Now that the new norm is virtual meetings, we have to put in more effort into how they’re conducted. Unfortunately, it’s not like the old days where you could just waltz into a meeting room at Second Shift, iced coffee in hand. Now, we have to take a lot of new things into account like where in your home to set up, how to avoid the distractions of family and pets, trying not to talk over coworkers, and how to properly end a meeting. 

During these times of extreme change, it is easy to feel overwhelmed, so let’s go over some ways we can adjust and adapt to these new conditions and make virtual meetings as efficient and pleasant as possible until we can go back to coworking and waltzing in with that iced coffee.. 

Household Distractions: 

Setting up the appropriate spot for a virtual meeting can go a long way. If you have children or roommates, definitely try to reserve a spot in your home where there isn’t heavy traffic. Make sure to let your housemates know you’ll be joining a video call soon because attention is easily drawn when someone else walks in front of your screen or creates background noise. If you have a pet who always wants your attention or has a tendency to bark, maybe put them in the other room during your meeting. You may find taking your dog outside before your meeting and keeping yourself isolated while on calls is much less distracting than keeping them close. Find out what works for you and remember that everyone’s time is equally as important and you want to remain engaged throughout your meeting.  

Waiting for everyone to join: 

A lot of the time, Zoom can run a little slow and it takes a while for your entire team to be signed on. You can find yourself in that awkward moment face to face with Jessica from accounting whom you’ve never met. Don’t be nervous to strike up a conversation. Hard times have a way of bringing people together, and right now human connection and unity are more important than ever. Ask how their family is doing or what kind of activities they’ve been keeping busy with – there’s one thing we all have in common right now – there’s plenty to chat about. Also, remember,  this may be the most interaction you’ll get that day with an unfamiliar person, so utilize it. They’ll appreciate you reaching out and making an effort. Maybe you’ll even start a new friendship or learn something useful. 

Talking over each you teammates: 

From personal experience, I’ve found myself in the dilemma of talking over coworkers in the confusion of virtual meetings. It could be due to an unstable internet connection or a lag of communication, but I find myself needing to be more self-aware than I normally would be in a meeting. It can be better to have those small moments of silence between each person’s turn to collect yourself and figure out who’s speaking, rather than muffling back and forth of “oh sorry, go ahead”. You know when you’re watching the news and there’s that brief moment of silence before the reporter speaks? That’s what I’m talking about. A good trick is to try counting to two before you reply, especially if you’re in a virtual meeting with a lot of people. There’s also a raise hand feature on Zoom that can be really helpful for larger teams. The goal is to make these meetings feel productive and efficient, so try your best to respect everyone’s turn. 

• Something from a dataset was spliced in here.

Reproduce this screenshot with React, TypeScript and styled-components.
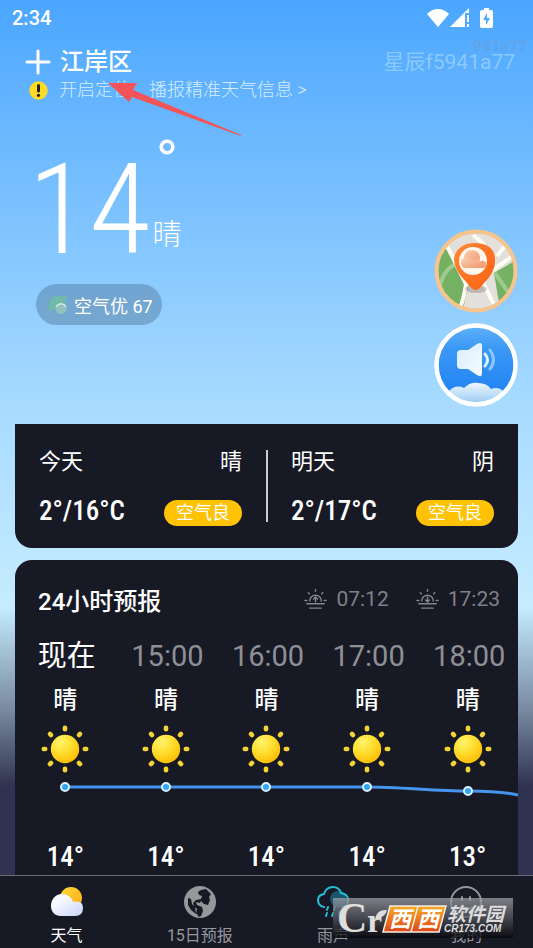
import React from 'react';
import styled, { createGlobalStyle } from 'styled-components';

const GlobalStyle = createGlobalStyle`
  *, *::before, *::after { box-sizing: border-box; }
  body {
    margin: 0;
    font-family: Roboto, "Noto Sans CJK SC", sans-serif;
    color: #fff;
  }
  button { font: inherit; color: inherit; background: none; border: 0; padding: 0; cursor: pointer; }
  svg { display: block; }
`;

const Shell = styled.div`
  position: relative;
  display: flex;
  flex-direction: column;
  height: 100vh;
  background: linear-gradient(180deg, #4ba6ff 0%, #6bb8ff 14%, #a8dbff 43%, #c5ecff 64%, #77889f 75%, #2f3250 83%, #2f3250 100%);
`;

const StatusBar = styled.div`
  display: flex;
  align-items: center;
  justify-content: space-between;
  height: 36px;
  padding: 0 40px 0 12px;
  font-size: 20px;
  font-weight: 500;
`;

const StatusIcons = styled.div`
  display: flex;
  align-items: center;
`;

const BatterySlot = styled.span`
  margin-left: 10px;
`;

const Scroller = styled.main`
  flex: 1;
  min-height: 0;
  overflow: hidden;
  padding: 0 15px;
`;

const Header = styled.header`
  display: flex;
  align-items: center;
  justify-content: space-between;
  height: 44px;
  padding: 8px 3px 0 10px;
`;

const Place = styled.button`
  display: flex;
  align-items: center;
  gap: 9px;
  font-size: 24px;
  font-weight: 500;
  line-height: 32px;
`;

const UserId = styled.span`
  font-size: 21px;
  line-height: 32px;
  color: rgba(190, 228, 255, 0.5);
`;

const Notice = styled.button`
  display: flex;
  align-items: center;
  gap: 11px;
  height: 20px;
  margin-left: 14px;
  font-size: 18px;
  font-weight: 300;
  line-height: 20px;
  color: #d3ecff;
`;

const Hero = styled.section`
  display: flex;
  justify-content: space-between;
  height: 324px;
  padding-left: 21px;
`;

const Now = styled.div`
  display: flex;
  flex-direction: column;
  align-items: flex-start;
  padding-top: 36px;
`;

const Reading = styled.div`
  display: flex;
  align-items: flex-start;
  gap: 2px;
  height: 128px;
`;

const BigTemp = styled.span`
  padding-top: 10px;
  font-family: "Roboto Condensed", Roboto, sans-serif;
  font-size: 126px;
  font-weight: 300;
  line-height: 128px;
  margin-left: -8px;
`;

const Aside = styled.div`
  display: flex;
  flex-direction: column;
  justify-content: space-between;
  align-items: center;
  height: 118px;
  padding-top: 3px;
  font-size: 29px;
  font-weight: 300;
  line-height: 38px;
`;

const AirQuality = styled.button`
  display: flex;
  align-items: center;
  gap: 7px;
  height: 41px;
  margin-top: 20px;
  padding: 0 9px 0 13px;
  border-radius: 21px;
  background: rgba(74, 112, 146, 0.42);
  font-size: 18px;
`;

const Shortcuts = styled.div`
  display: flex;
  flex-direction: column;
  gap: 10px;
  padding-top: 129px;
`;

const Card = styled.section<{ $joined?: boolean }>`
  border-radius: ${(p) => (p.$joined ? '0 0 17px 17px' : '17px')};
  background: #171925;
  margin-bottom: 12px;
`;

const Days = styled(Card)`
  display: grid;
  grid-template-columns: 1fr 1px 1fr;
  padding: 26px 0 22px;
`;

const Hourly = styled(Card)`
  padding-bottom: 40px;
`;

const Divider = styled.div`
  background: #c9cad2;
  width: 2px;
  height: 72px;
`;

const Day = styled.article`
  display: flex;
  flex-direction: column;
  justify-content: space-between;
  height: 76px;
  padding: 2px 24px 0;
`;

const DayLine = styled.div`
  display: flex;
  align-items: center;
  justify-content: space-between;
  font-size: 22px;
  line-height: 20px;
  white-space: nowrap;
`;

const Range = styled.span`
  font-family: "Roboto Condensed", Roboto, sans-serif;
  font-size: 27px;
  line-height: 24px;
  font-weight: 500;
`;

const Badge = styled.span`
  margin-top: 4px;
  padding: 0 12px;
  border-radius: 14px;
  background: #ffc204;
  font-size: 18px;
  line-height: 26px;
`;

const HourlyHead = styled.div`
  display: flex;
  align-items: center;
  height: 78px;
  padding: 0 18px 0 23px;
`;

const HourlyTitle = styled.h2`
  flex: 1;
  margin: 0;
  font-size: 24px;
  font-weight: 500;
`;

const SunTime = styled.span`
  display: flex;
  align-items: center;
  gap: 9px;
  margin-left: 27px;
  font-size: 21px;
  color: #808188;
`;

const Hours = styled.div`
  display: grid;
  grid-template-columns: repeat(5, 1fr);
  justify-items: center;
`;

const HourTime = styled.span<{ $current: boolean }>`
  padding-left: 3px;
  font-size: 29px;
  line-height: 36px;
  color: ${(p) => (p.$current ? '#fff' : '#8f9095')};
`;

const HourSky = styled.span`
  margin: 8px 0 6px;
  font-size: 24px;
  font-weight: 500;
  line-height: 36px;
`;

const HourTemp = styled.span`
  font-family: "Roboto Condensed", Roboto, sans-serif;
  font-size: 27px;
  font-weight: 500;
  line-height: 30px;
`;

const Curve = styled.svg`
  width: 100%;
  margin: 6px 0 42px;
`;

const Hour = styled.div`
  display: flex;
  flex-direction: column;
  align-items: center;
  white-space: nowrap;
`;

const TabBar = styled.nav`
  position: relative;
  display: grid;
  grid-template-columns: repeat(4, 1fr);
  height: 73px;
  border-top: 1px solid #686975;
  background: #171925;
`;

const Tab = styled.button<{ $active?: boolean }>`
  display: flex;
  flex-direction: column;
  align-items: center;
  gap: 7px;
  padding-top: 10px;
  font-size: 16px;
  line-height: 22px;
  color: ${(p) => (p.$active ? '#fff' : '#96979c')};
`;

const Pointer = styled.svg`
  position: absolute;
  left: 108px;
  top: 80px;
  pointer-events: none;
`;

const Ghost = styled.span`
  position: absolute;
  right: 6px;
  top: 37px;
  font-size: 16px;
  font-weight: 700;
  line-height: 20px;
  color: rgba(110, 150, 195, 0.4);
`;

const SiteMark = styled.svg`
  position: absolute;
  right: 20px;
  bottom: 10px;
  pointer-events: none;
`;

const WifiIcon = () => (
  <svg width="22" height="18" viewBox="0 0 22 18" fill="#fff"><path d="M11 18 0 5Q5 0 11 0t11 5Z" /></svg>
);
const SignalIcon = () => (
  <svg width="21" height="20" viewBox="0 0 21 20" fill="#fff">
    <path d="M20 0v5h-4v14H1Z" /><path d="M18 7h2v7h-2zM18 16h2v3h-2z" />
  </svg>
);
const BatteryIcon = () => (
  <svg width="13" height="20" viewBox="0 0 13 20">
    <path d="M4 0h5v2h2q2 0 2 2v14q0 2-2 2H2q-2 0-2-2V4q0-2 2-2h2Z" fill="#fff" />
    <path d="M7 5 3 12h3v5l4-7H7Z" fill="#50a8ff" />
  </svg>
);
const PlusIcon = () => (
  <svg width="26" height="26" viewBox="0 0 26 26" stroke="#fff" strokeWidth="3" strokeLinecap="round"><path d="M13 2v22M2 13h22" /></svg>
);
const AlertIcon = () => (
  <svg width="19" height="19" viewBox="0 0 19 19">
    <circle cx="9.5" cy="9.5" r="9.2" fill="#fedb25" />
    <path d="M9.5 4.5v5.500" stroke="#26221a" strokeWidth="3" strokeLinecap="round" /><circle cx="9.5" cy="14.300" r="1.600" fill="#26221a" />
  </svg>
);
const DegreeRing = () => (
  <svg width="16" height="16" viewBox="0 0 16 16"><circle cx="8" cy="8" r="5.800" fill="none" stroke="#fff" strokeWidth="3.600" /></svg>
);
const LeafIcon = () => (
  <svg width="18" height="19" viewBox="0 0 18 19">
    <path d="M0 18V9Q1 1 9 1h9q-2 3-2 8-1 6-9 5-5 0-7 4Z" fill="#6fbf9f" opacity=".8" />
    <circle cx="12" cy="13.500" r="5.500" fill="#91c3bb" /><path d="M7 12a5.500 5.500 0 0 1 10 0" fill="none" stroke="#d9eef0" strokeWidth="1.200" />
  </svg>
);

const MapIcon = () => (
  <svg width="84" height="84" viewBox="0 0 84 84">
    <defs>
      <clipPath id="mapClip"><circle cx="42" cy="42" r="38" /></clipPath>
      <linearGradient id="pinFill" x1="0" y1="0" x2="1" y2="1"><stop offset="0" stopColor="#ff8a35" /><stop offset="1" stopColor="#fb5f13" /></linearGradient>
      <linearGradient id="pinCloud" x1="0" y1="0" x2="1" y2="1"><stop offset="0" stopColor="#f9cdb4" /><stop offset="1" stopColor="#f09466" /></linearGradient>
    </defs>
    <g clipPath="url(#mapClip)">
      <rect width="84" height="84" fill="#e3dfda" />
      <path d="M2 10 14 22 34 58 28 84H0V12ZM84 30 60 44 65 74 78 78 84 62Z" fill="#75b162" />
      <path d="M5 60Q10 37 26 34" fill="none" stroke="#9fcb91" strokeWidth="4" />
      <path d="m61 44 17 25" stroke="#9fcb91" strokeWidth="4" />
      <path d="m12 15 20 40q-2 14-6 24M34 50l14 1 15 31M57 42l26-18M63 27 74 13M39 6l12 10" fill="none" stroke="#fffdf4" strokeWidth="4" />
    </g>
    <ellipse cx="42" cy="60" rx="11" ry="4" fill="#776b62" opacity=".35" />
    <path d="M42 61Q38 61 33 54 20 41 20 31A20 17 0 0 1 42 14Q62 15 61 33 61 43 50 54 45 61 42 61Z" fill="url(#pinFill)" />
    <circle cx="39" cy="32" r="14" fill="#fff7ed" />
    <circle cx="38" cy="29" r="8" fill="url(#pinCloud)" />
    <path d="M32 39q-5 0-5-5t5-5q4 0 6 3 5-3 9 0 5-1 5 4 0 3-4 3Z" fill="url(#pinCloud)" />
    <circle cx="42" cy="42" r="39.500" fill="none" stroke="#f6c48c" strokeWidth="4" />
  </svg>
);

const SoundIcon = () => (
  <svg width="84" height="84" viewBox="0 0 84 84">
    <defs>
      <clipPath id="soundClip"><circle cx="42" cy="42" r="38" /></clipPath>
      <linearGradient id="soundSky" x1="0" y1="0" x2="0" y2="1"><stop offset="0" stopColor="#64b5fa" /><stop offset=".3" stopColor="#3b98f5" /><stop offset=".8" stopColor="#2385f5" /></linearGradient>
      <linearGradient id="soundCloud" x1="0" y1="0" x2="0" y2="1"><stop offset="0" stopColor="#eef8ff" /><stop offset="1" stopColor="#8cc1f1" /></linearGradient>
      <linearGradient id="horn" x1="0" y1="0" x2="1" y2="1"><stop offset="0" stopColor="#d9edff" /><stop offset="1" stopColor="#f5fbff" /></linearGradient>
    </defs>
    <g clipPath="url(#soundClip)">
      <rect width="84" height="84" fill="url(#soundSky)" />
      <path d="M0 84V70q8-4 15-2 7-7 15-3 6-6 14-5 9 0 13 6 8-3 13 3 6-1 14 2v13Z" fill="url(#soundCloud)" />
    </g>
    <path d="M27 27h7l9-6q5-3 5 2v27q0 5-5 2l-9-6h-7q-4 0-4-4V31q0-4 4-4Z" fill="url(#horn)" />
    <g fill="none" strokeLinecap="round" strokeWidth="3"><path d="M51 31q5 6 0 12" stroke="#e0f1ff" /><path d="M56 27q7 10 0 19" stroke="#8cc6ff" /></g>
    <circle cx="42" cy="42" r="39.500" fill="none" stroke="#fff" strokeWidth="4.500" />
  </svg>
);

const SunTimeIcon = ({ setting }: { setting?: boolean }) => (
  <svg width="23" height="22" viewBox="0 0 24 22" fill="none" stroke="#85868c" strokeWidth="1.500" strokeLinecap="round">
    <path d="M6 13a6 6 0 1 1 12 0M12 1v2M4.500 4.500l1 1M19.500 4.500l-1 1M1 12.500h2M21 12.500h2M3 16h18M6 20.500h12" />
    <path d={setting ? 'M12 9v5m-2-2 2 2 2-2' : 'M12 14V9m-2 2 2-2 2 2'} />
  </svg>
);

const SunIcon = () => (
  <svg width="50" height="50" viewBox="0 0 50 50">
    <defs>
      <radialGradient id="sunDisc" cx=".35" cy=".25" r=".8"><stop offset="0" stopColor="#fff36c" /><stop offset=".45" stopColor="#ffe034" /><stop offset="1" stopColor="#ffbc00" /></radialGradient>
    </defs>
    {[0, 45, 90, 135, 180, 225, 270, 315].map((a) => (
      <rect key={a} x="22.700" y="1.500" width="4.600" height="6" rx="2.200" fill="#f5d437" transform={`rotate(${a} 25 25)`} />
    ))}
    <circle cx="25" cy="25" r="14.200" fill="url(#sunDisc)" />
  </svg>
);

const WeatherTabIcon = () => (
  <svg width="32" height="32" viewBox="0 0 32 32">
    <defs>
      <linearGradient id="tabSun" x1="0" y1="0" x2="1" y2="1"><stop offset="0" stopColor="#ffdf38" /><stop offset="1" stopColor="#ffa414" /></linearGradient>
      <linearGradient id="tabCloud" x1="0" y1="0" x2="1" y2="1"><stop offset=".3" stopColor="#f7f9ff" /><stop offset="1" stopColor="#c5d4fb" /></linearGradient>
    </defs>
    <circle cx="20" cy="12" r="11" fill="url(#tabSun)" />
    <path d="M10 30C4 30 0 26 0 20S4 8 11 8q8 0 11 8 10-2 10 6 0 8-8 8Z" fill="url(#tabCloud)" />
  </svg>
);
const GlobeIcon = () => (
  <svg width="32" height="32" viewBox="0 0 32 32">
    <circle cx="16" cy="16" r="16" fill="#96979b" />
    <path d="M17 4 22 3l5 5-2 3 1 3-2 5-4-1-3-3-1 2-4-1 1 3 5 2 1 4-2 5-2 1-3-4 1-4-3-3-1-3 3-3 5-1 1-3-3-1-1-3ZM4 12l3 1 1 5 3 3 1 7-5-4-3-5Z" fill="#171925" />
  </svg>
);
const RainIcon = () => (
  <svg width="32" height="32" viewBox="0 0 32 32" fill="none" stroke="#20bfd8" strokeWidth="2" strokeLinecap="round">
    <circle cx="21" cy="13" r="8" fill="#19566d" stroke="none" />
    <path d="M7 21q-6-1-6-7 0-5 6-6 2-7 9-7 6 0 8 6 7 1 7 7 0 6-6 7M11 21l-1 3M18 21l-1 3M10 27l-1 3M16 27l-1 3M23 25l-1 3" />
  </svg>
);
const FaceIcon = () => (
  <svg width="32" height="32" viewBox="0 0 32 32" fill="none" stroke="#96979b" strokeWidth="2" strokeLinecap="round">
    <circle cx="16" cy="16" r="15" /><path d="M12 11v3M20 11v3M10 21q6 6 12 0" />
  </svg>
);

const hours = [
  { time: '现在', temp: '14°' },
  { time: '15:00', temp: '14°' },
  { time: '16:00', temp: '14°' },
  { time: '17:00', temp: '14°' },
  { time: '18:00', temp: '13°' },
];
const days = [
  { name: '今天', sky: '晴', range: '2°/16°C' },
  { name: '明天', sky: '阴', range: '2°/17°C' },
];
const points = [[50, 7], [151, 7], [251, 7], [352, 7], [453, 11]];

const DayCell = ({ day }: { day: (typeof days)[number] }) => (
  <Day>
    <DayLine><span>{day.name}</span><span>{day.sky}</span></DayLine>
    <DayLine><Range>{day.range}</Range><Badge>空气良</Badge></DayLine>
  </Day>
);

export default function App() {
  return (
    <Shell>
      <GlobalStyle />
      <StatusBar>
        <span>2:34</span>
        <StatusIcons><WifiIcon /><SignalIcon /><BatterySlot><BatteryIcon /></BatterySlot></StatusIcons>
      </StatusBar>
      <Scroller>
        <Header>
          <Place><PlusIcon /><span>江岸区</span></Place>
          <UserId>星辰f5941a77</UserId>
        </Header>
        <Notice><AlertIcon /><span>开启定位，播报精准天气信息 &gt;</span></Notice>
        <Hero>
          <Now>
            <Reading>
              <BigTemp>14</BigTemp>
              <Aside><DegreeRing /><span>晴</span></Aside>
            </Reading>
            <AirQuality><LeafIcon /><span>空气优 67</span></AirQuality>
          </Now>
          <Shortcuts>
            <button aria-label="地图"><MapIcon /></button>
            <button aria-label="播报"><SoundIcon /></button>
          </Shortcuts>
        </Hero>
        <Days $joined>
          <DayCell day={days[0]} />
          <Divider />
          <DayCell day={days[1]} />
        </Days>
        <Hourly>
          <HourlyHead>
            <HourlyTitle>24小时预报</HourlyTitle>
            <SunTime><SunTimeIcon />07:12</SunTime>
            <SunTime><SunTimeIcon setting />17:23</SunTime>
          </HourlyHead>
          <Hours>
            {hours.map((h, i) => (
              <Hour key={h.time}>
                <HourTime $current={i === 0}>{h.time}</HourTime>
                <HourSky>晴</HourSky>
                <SunIcon />
              </Hour>
            ))}
          </Hours>
          <Curve viewBox="0 0 503 20">
            <path d="M50 7H352C385 7 420 11 453 11Q485 11 503 15" fill="none" stroke="#4695ee" strokeWidth="3" />
            {points.map(([x, y]) => (
              <circle key={x} cx={x} cy={y} r="4" fill="#35a4f5" stroke="#d8f0ff" strokeWidth="2" />
            ))}
          </Curve>
          <Hours>{hours.map((h) => <HourTemp key={h.time}>{h.temp}</HourTemp>)}</Hours>
        </Hourly>
      </Scroller>
      <TabBar>
        <Tab $active><WeatherTabIcon />天气</Tab>
        <Tab><GlobeIcon />15日预报</Tab>
        <Tab><RainIcon />雨声</Tab>
        <Tab><FaceIcon />我的</Tab>
        <SiteMark width="180" height="40" viewBox="0 0 180 40">
          <defs>
            <linearGradient id="markBack" x1="0" y1="0" x2="0" y2="1"><stop offset="0" stopColor="#a0a0a6" stopOpacity=".75" /><stop offset=".5" stopColor="#55565e" stopOpacity=".75" /><stop offset="1" stopColor="#06070b" stopOpacity=".75" /></linearGradient>
            <linearGradient id="markOrange" x1="0" y1="0" x2="0" y2="1"><stop offset="0" stopColor="#f5ad2a" /><stop offset="1" stopColor="#df4618" /></linearGradient>
          </defs>
          <rect width="180" height="40" fill="url(#markBack)" />
          <text x="4" y="34" fontFamily="Liberation Serif, serif" fontSize="42" fontWeight="700" fill="#dedede">C</text>
          <text x="34" y="34" fontFamily="Liberation Serif, serif" fontSize="34" fontWeight="700" fill="#dedede">r</text>
          <path d="M42 21q2-10 12-9-2 8-12 9Z" fill="#dedede" />
          <path d="M57 8h28l-7 26H50ZM85 8h28l-7 26H78Z" fill="url(#markOrange)" stroke="#f6eee6" strokeWidth="1.500" />
          <g fontFamily="Noto Sans CJK SC, sans-serif" fontStyle="italic" fontWeight="700" fill="#fff">
            <text x="56" y="29" fontSize="22">西</text>
            <text x="84" y="29" fontSize="22">西</text>
            <text x="114" y="23" fontSize="19" fill="#dcdcdc">软件园</text>
            <text x="111" y="34" fontFamily="Liberation Sans, sans-serif" fontSize="10" fill="#dcdcdc">CR173.COM</text>
          </g>
        </SiteMark>
      </TabBar>
      <Ghost>941a77</Ghost>
      <Pointer width="136" height="58" viewBox="0 0 136 58"><path d="M0 3h29l-4 7 108 45v1L24 17l-3 5Z" fill="#f45457" /></Pointer>
    </Shell>
  );
}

How to properly end a meeting:

I’m sure, at some point, we’ve all experienced the moment where we don’t know how to end the call or when a meeting has gone on way too long and you’re afraid to cut someone off. One way to avoid this is to try setting clear guidelines at the beginning of the meeting. Have a clear agenda so you don’t over chat and be honest about your time restrictions. If you’re hosting, tell your team how long you plan for the meeting will be or if you have other obligations say “hey guys I have to jump on another call in 30”.  Zoom meetings can easily go longer than planned. Using the chat feature is a great way to keep everyone on track with time without having to disrupt the conversation. As the host, you can write “hey guys lets try to wrap this up in 10” as a passive yet helpful way to give everyone a heads up. If your team is big and you need to sign off but don’t want to interrupt anyone, use the chat feature to send a  quick “I’ve got a call, signing off” as a polite way to quietly leave and maybe add in a polite wave goodbye. 

From your favorite coworking team in Logan Square – we hope these tips help with your next virtual meeting! Now, remember to wash your hands, stay in touch and keep safe! When you are ready to leave your temporary home office, Second Shift and our entire coworking community will be here for you.